SET EXERCISE —
Scan the entries below. List each line with "styles".

(Front-end source files)
—————
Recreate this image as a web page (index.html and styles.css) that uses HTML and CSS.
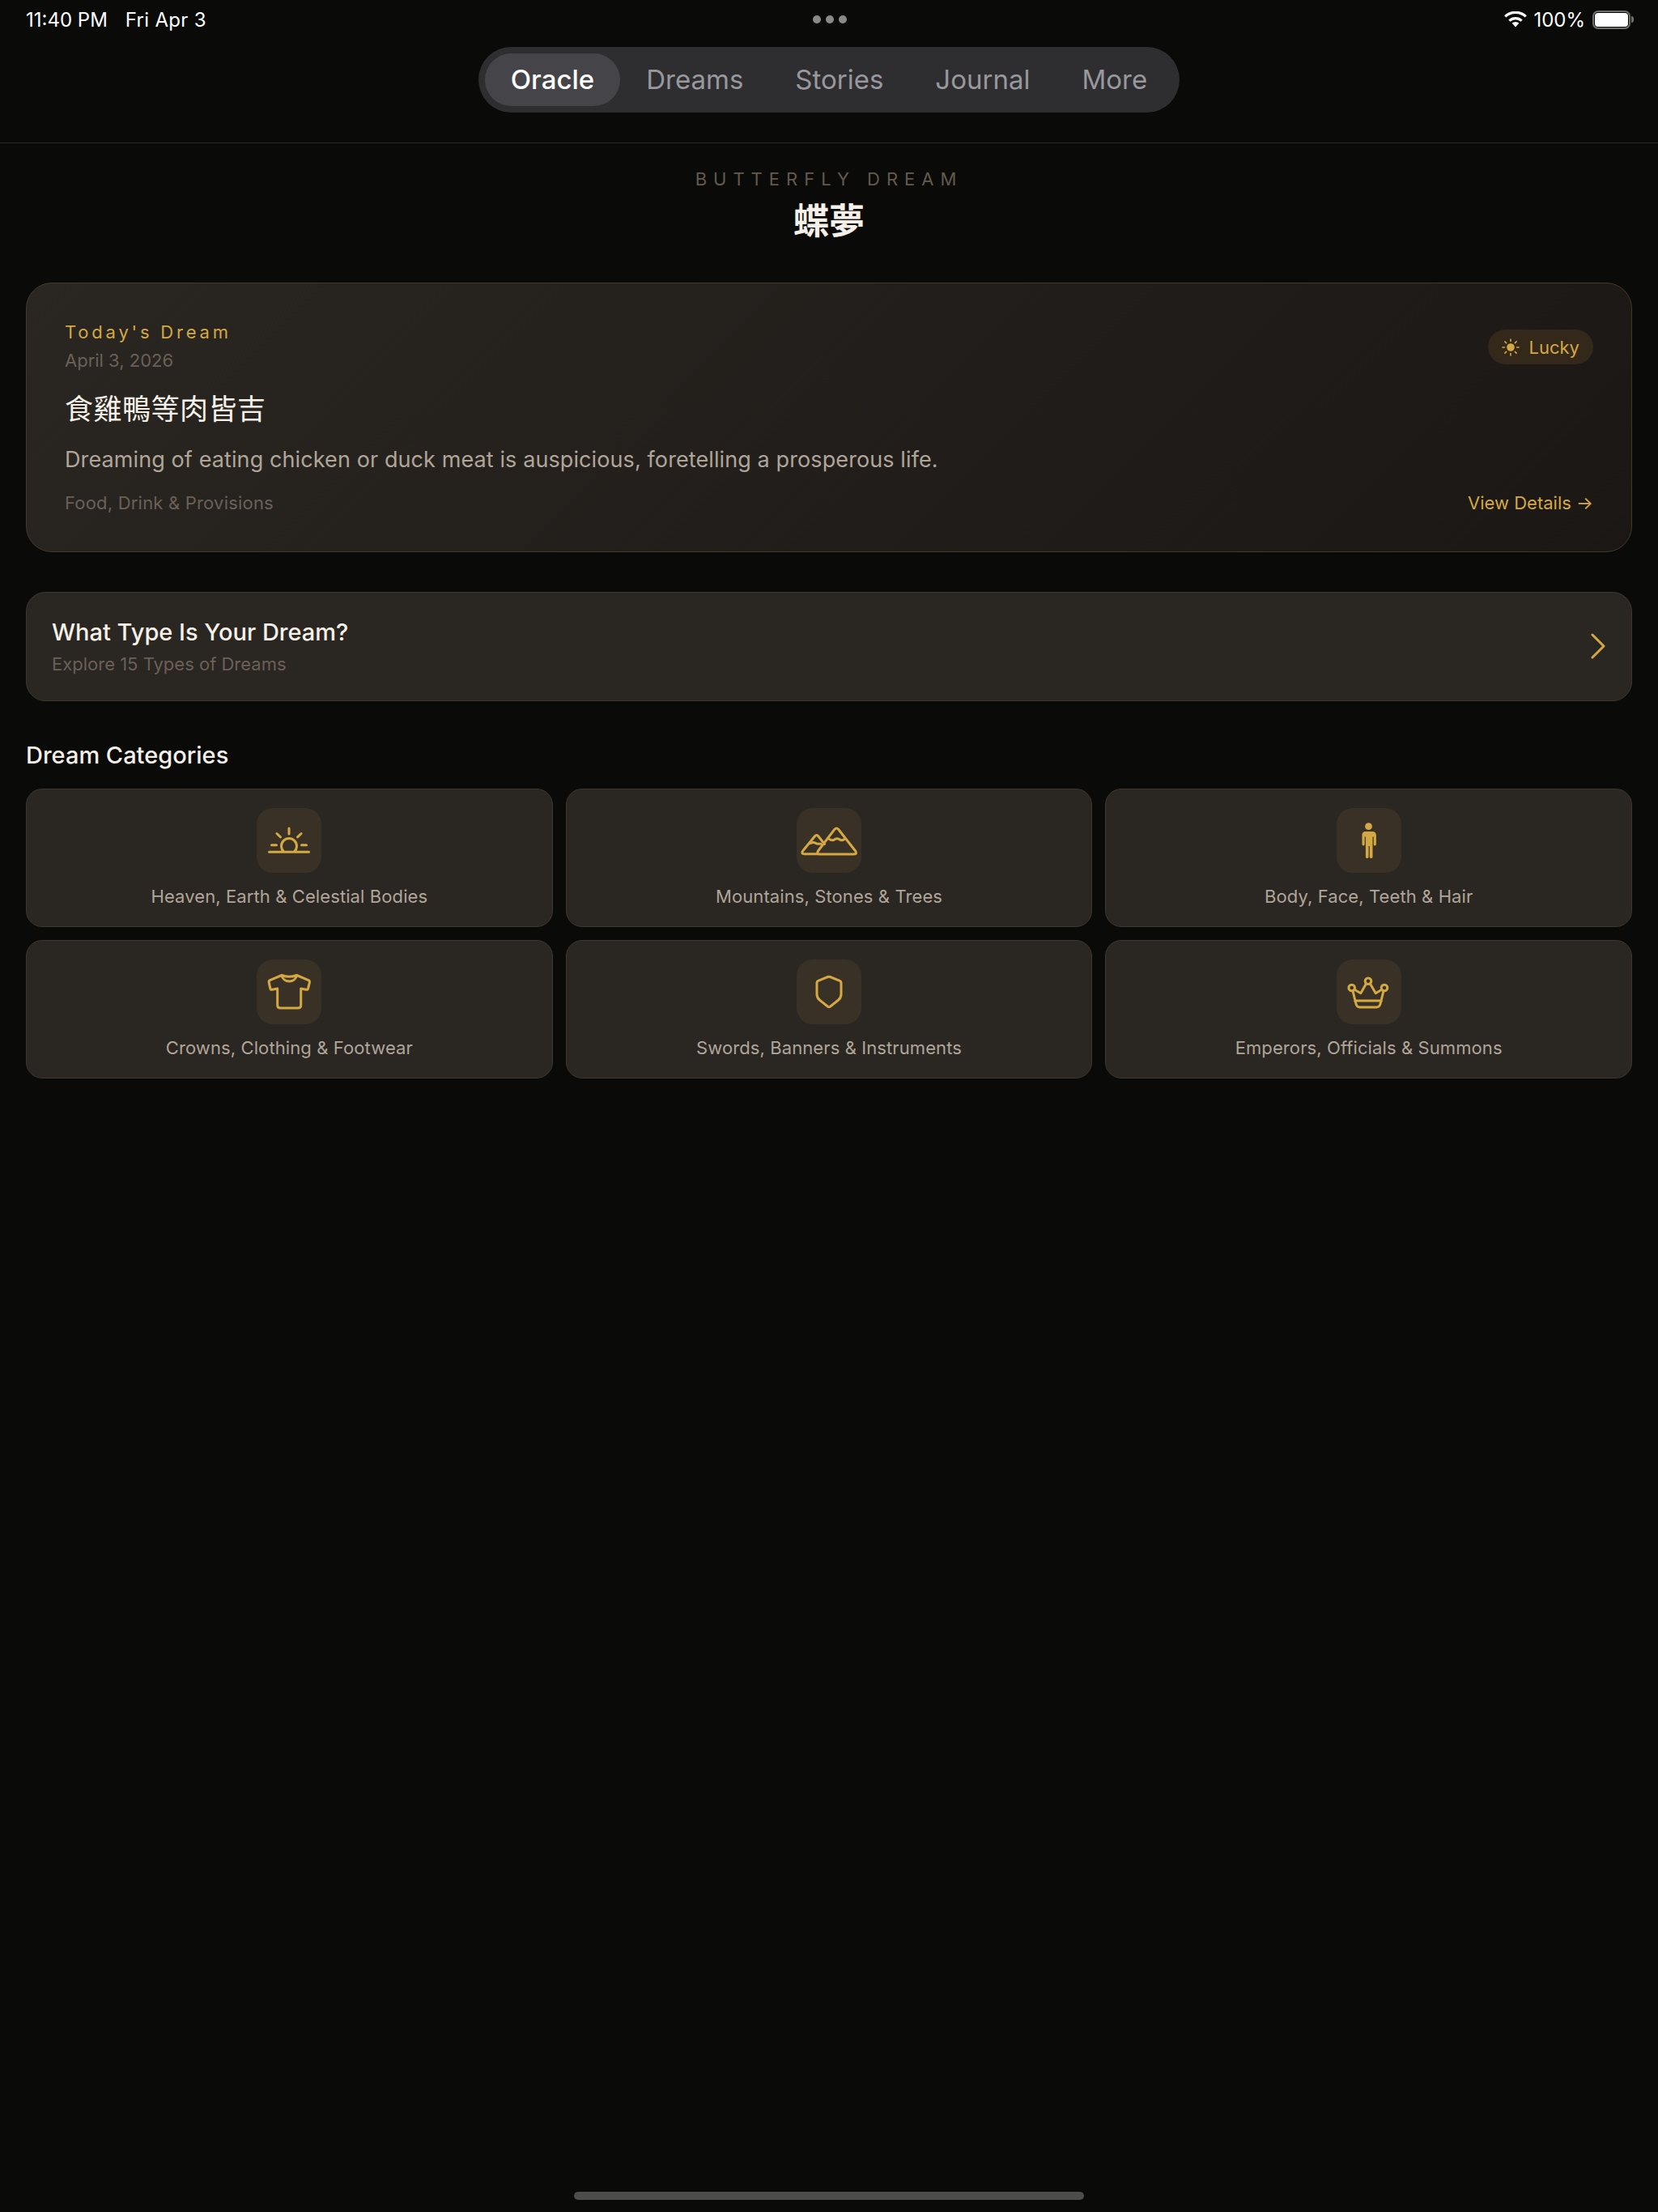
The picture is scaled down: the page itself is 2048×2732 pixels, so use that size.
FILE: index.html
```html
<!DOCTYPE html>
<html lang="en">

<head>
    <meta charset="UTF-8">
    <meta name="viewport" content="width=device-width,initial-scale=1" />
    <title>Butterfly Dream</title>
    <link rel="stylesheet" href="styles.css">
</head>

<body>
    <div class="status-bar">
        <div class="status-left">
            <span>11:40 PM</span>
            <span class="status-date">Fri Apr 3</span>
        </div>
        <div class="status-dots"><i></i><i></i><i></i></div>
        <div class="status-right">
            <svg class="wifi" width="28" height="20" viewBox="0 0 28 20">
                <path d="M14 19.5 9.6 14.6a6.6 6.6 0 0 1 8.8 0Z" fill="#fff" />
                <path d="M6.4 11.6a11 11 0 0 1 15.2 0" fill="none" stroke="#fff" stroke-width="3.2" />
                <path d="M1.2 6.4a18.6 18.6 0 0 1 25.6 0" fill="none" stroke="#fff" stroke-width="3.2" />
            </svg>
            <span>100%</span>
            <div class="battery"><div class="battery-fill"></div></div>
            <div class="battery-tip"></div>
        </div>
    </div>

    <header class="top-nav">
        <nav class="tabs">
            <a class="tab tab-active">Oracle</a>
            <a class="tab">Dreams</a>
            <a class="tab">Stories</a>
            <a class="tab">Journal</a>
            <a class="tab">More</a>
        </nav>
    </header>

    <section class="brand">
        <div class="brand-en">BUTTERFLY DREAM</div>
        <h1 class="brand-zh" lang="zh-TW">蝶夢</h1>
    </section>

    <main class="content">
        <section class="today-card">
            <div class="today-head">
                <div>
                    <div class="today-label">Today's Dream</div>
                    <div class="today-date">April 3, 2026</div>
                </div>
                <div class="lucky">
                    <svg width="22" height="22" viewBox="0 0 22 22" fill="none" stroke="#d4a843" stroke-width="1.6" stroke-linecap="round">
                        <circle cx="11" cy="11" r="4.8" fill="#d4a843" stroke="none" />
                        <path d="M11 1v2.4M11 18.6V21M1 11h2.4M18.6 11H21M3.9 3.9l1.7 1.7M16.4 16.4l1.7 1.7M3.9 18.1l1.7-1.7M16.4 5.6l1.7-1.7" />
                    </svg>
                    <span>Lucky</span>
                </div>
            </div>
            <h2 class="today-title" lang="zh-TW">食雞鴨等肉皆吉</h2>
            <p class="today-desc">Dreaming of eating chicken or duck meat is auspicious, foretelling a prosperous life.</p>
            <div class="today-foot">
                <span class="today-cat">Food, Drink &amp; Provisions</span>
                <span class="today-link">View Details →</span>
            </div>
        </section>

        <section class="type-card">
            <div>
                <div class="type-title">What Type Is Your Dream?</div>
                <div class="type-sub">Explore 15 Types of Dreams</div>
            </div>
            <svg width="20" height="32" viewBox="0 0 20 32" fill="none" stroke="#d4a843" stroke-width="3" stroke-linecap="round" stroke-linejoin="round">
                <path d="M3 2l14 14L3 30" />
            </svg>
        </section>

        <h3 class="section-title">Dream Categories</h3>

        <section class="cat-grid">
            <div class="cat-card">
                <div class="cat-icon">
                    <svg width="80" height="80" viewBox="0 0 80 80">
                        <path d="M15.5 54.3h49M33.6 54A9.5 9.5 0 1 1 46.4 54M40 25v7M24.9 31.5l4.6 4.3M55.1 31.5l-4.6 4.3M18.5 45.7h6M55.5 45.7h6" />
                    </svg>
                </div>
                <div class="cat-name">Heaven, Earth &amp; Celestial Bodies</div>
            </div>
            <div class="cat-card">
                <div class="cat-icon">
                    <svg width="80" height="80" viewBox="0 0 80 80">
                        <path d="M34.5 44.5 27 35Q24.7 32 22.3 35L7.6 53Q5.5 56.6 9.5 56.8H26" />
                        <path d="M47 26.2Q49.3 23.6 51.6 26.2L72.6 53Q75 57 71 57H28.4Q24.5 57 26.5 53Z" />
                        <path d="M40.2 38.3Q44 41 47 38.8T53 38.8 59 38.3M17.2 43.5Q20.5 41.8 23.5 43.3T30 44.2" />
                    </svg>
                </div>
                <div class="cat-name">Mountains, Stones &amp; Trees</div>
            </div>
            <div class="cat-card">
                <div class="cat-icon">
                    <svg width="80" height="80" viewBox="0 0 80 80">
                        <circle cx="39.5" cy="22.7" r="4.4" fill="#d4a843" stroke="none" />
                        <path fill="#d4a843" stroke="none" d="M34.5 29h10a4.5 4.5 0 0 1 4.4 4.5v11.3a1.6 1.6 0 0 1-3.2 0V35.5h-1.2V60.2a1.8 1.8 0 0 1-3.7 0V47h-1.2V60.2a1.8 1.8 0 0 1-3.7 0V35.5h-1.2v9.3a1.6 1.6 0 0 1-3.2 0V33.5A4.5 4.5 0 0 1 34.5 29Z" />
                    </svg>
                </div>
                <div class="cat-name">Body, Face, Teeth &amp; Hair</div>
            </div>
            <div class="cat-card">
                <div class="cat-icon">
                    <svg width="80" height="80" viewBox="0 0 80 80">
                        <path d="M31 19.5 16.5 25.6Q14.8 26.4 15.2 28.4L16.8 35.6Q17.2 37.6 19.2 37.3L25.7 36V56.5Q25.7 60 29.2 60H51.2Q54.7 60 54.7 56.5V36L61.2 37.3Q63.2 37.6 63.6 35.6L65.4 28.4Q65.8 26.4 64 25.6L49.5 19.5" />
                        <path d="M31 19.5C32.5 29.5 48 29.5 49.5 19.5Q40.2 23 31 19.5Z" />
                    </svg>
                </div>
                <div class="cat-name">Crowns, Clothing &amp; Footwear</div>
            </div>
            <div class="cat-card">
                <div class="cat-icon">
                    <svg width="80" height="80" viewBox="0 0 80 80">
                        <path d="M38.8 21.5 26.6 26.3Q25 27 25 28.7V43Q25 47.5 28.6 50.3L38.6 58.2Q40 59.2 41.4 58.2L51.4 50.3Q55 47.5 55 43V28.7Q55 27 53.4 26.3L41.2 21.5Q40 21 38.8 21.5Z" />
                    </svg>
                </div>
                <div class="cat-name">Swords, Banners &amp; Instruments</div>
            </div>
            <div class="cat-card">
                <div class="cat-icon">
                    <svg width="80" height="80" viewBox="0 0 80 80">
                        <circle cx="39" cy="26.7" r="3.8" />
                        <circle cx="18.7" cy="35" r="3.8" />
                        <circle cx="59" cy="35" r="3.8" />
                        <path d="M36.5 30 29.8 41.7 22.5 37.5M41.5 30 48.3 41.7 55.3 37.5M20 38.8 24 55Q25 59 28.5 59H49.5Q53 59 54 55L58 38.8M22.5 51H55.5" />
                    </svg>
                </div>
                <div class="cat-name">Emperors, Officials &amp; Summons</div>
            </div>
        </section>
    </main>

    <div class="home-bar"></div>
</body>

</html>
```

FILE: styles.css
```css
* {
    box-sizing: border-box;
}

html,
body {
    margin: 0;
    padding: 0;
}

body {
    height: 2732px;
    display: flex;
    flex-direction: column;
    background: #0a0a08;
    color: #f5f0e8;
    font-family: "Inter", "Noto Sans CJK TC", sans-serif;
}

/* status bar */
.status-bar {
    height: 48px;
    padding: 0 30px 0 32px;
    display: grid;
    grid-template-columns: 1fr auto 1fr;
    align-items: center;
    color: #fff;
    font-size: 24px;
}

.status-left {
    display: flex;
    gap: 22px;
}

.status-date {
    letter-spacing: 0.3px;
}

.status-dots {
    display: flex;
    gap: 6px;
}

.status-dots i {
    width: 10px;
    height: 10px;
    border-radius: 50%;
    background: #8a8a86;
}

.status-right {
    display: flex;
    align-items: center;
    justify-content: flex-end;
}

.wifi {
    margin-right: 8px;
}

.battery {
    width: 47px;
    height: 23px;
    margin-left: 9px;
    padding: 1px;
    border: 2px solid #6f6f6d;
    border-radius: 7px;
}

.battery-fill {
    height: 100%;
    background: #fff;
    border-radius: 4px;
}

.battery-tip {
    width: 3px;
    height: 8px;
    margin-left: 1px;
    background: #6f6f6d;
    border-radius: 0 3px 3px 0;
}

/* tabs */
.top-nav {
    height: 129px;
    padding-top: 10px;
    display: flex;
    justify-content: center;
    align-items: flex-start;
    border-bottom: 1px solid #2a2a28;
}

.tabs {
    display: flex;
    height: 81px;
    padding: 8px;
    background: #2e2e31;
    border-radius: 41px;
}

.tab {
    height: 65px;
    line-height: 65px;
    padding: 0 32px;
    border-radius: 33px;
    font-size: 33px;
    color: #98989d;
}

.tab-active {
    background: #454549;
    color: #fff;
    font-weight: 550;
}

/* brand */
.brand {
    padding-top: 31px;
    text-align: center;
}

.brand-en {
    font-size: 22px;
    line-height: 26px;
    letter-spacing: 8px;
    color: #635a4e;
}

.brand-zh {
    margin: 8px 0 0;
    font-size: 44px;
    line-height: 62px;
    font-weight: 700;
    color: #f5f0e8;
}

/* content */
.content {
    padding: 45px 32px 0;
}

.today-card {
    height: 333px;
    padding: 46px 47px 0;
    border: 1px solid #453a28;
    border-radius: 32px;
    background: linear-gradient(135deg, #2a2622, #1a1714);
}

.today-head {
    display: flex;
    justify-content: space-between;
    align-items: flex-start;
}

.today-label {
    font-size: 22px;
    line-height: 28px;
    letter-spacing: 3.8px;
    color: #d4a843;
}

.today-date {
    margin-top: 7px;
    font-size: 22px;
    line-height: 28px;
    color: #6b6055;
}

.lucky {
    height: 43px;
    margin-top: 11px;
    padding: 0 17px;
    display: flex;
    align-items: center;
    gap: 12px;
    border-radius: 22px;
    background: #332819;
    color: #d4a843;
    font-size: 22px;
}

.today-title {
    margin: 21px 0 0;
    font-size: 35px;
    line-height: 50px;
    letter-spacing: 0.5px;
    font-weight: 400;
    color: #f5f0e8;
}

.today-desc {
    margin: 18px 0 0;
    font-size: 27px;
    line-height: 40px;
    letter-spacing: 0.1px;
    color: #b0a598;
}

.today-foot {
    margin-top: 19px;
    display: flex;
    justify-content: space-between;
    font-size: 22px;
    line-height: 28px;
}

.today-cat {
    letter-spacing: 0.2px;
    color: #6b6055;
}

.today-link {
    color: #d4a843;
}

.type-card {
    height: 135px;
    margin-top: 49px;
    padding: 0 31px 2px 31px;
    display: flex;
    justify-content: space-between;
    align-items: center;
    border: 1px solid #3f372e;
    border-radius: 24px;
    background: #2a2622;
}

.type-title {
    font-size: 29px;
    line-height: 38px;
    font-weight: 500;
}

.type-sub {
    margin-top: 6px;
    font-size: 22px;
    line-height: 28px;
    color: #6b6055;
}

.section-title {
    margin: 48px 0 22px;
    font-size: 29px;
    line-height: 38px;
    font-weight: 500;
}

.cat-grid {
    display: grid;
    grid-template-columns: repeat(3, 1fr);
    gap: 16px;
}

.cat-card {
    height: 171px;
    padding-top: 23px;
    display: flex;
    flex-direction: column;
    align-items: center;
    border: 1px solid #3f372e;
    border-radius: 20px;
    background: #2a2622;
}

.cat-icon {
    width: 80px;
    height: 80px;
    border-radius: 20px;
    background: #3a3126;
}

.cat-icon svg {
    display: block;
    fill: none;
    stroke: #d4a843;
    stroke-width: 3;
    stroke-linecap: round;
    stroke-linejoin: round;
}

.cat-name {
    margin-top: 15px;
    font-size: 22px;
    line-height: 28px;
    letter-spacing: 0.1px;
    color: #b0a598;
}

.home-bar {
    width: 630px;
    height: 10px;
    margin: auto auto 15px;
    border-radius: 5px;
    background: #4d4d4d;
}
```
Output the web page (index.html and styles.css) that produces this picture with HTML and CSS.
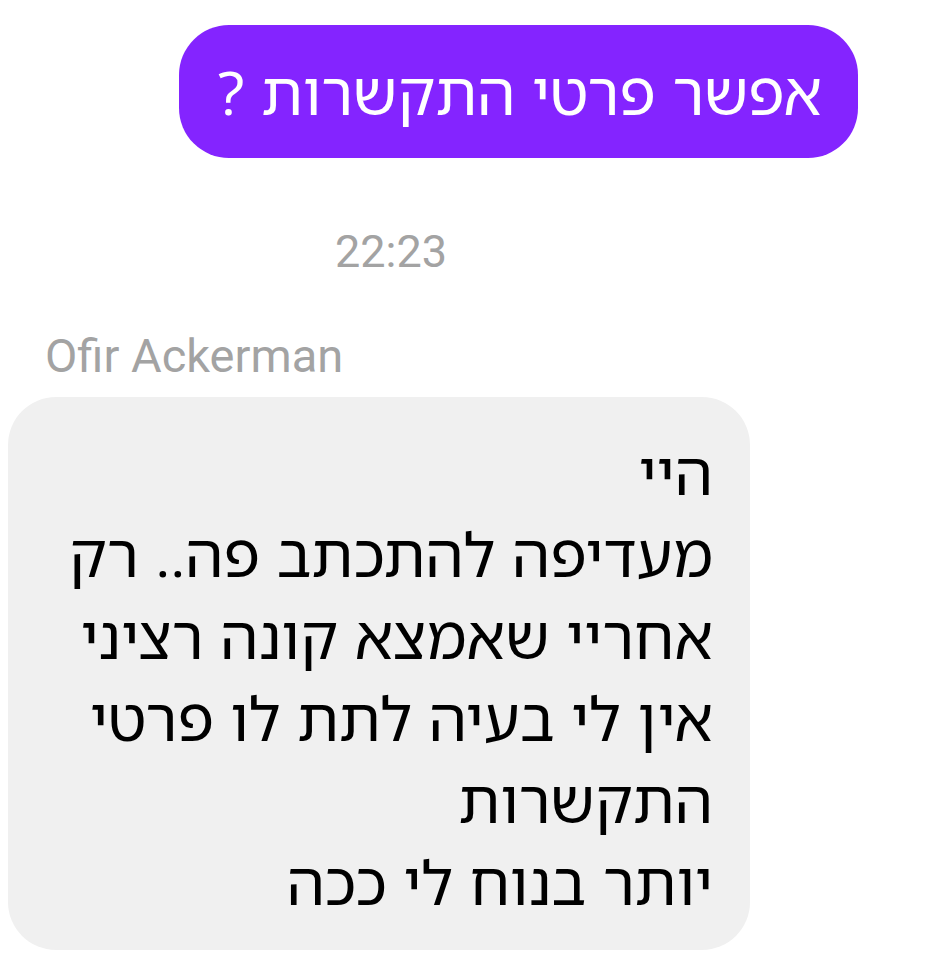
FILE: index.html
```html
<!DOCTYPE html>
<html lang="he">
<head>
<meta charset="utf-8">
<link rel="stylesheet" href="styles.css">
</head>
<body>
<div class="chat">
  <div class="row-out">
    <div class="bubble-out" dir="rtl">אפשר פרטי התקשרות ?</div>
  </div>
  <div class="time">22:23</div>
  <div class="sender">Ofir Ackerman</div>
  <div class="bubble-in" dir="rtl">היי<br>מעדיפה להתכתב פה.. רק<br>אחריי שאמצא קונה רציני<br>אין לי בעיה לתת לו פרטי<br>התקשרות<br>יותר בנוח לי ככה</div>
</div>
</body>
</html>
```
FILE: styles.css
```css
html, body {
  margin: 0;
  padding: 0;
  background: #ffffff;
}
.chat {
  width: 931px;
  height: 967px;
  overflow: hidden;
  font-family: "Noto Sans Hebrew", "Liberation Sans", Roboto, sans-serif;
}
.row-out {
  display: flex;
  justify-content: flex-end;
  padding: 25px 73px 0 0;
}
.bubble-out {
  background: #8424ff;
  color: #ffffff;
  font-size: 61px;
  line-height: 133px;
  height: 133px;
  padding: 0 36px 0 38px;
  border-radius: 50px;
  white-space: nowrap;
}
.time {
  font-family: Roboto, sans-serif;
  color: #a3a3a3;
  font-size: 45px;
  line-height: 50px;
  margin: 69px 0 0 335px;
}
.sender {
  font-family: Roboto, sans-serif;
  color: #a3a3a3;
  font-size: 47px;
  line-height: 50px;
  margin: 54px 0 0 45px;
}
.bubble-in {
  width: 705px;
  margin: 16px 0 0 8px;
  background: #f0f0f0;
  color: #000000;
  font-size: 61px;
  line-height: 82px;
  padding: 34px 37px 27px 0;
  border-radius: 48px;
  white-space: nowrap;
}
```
—————
CORRECT RESPONSE —
Recreate this image as a web page (index.html and styles.css) that uses HTML and CSS.
    <link rel="stylesheet" href="styles.css">
FILE: styles.css
Output the web page (index.html and styles.css) that produces this picture with HTML and CSS.
<link rel="stylesheet" href="styles.css">
FILE: styles.css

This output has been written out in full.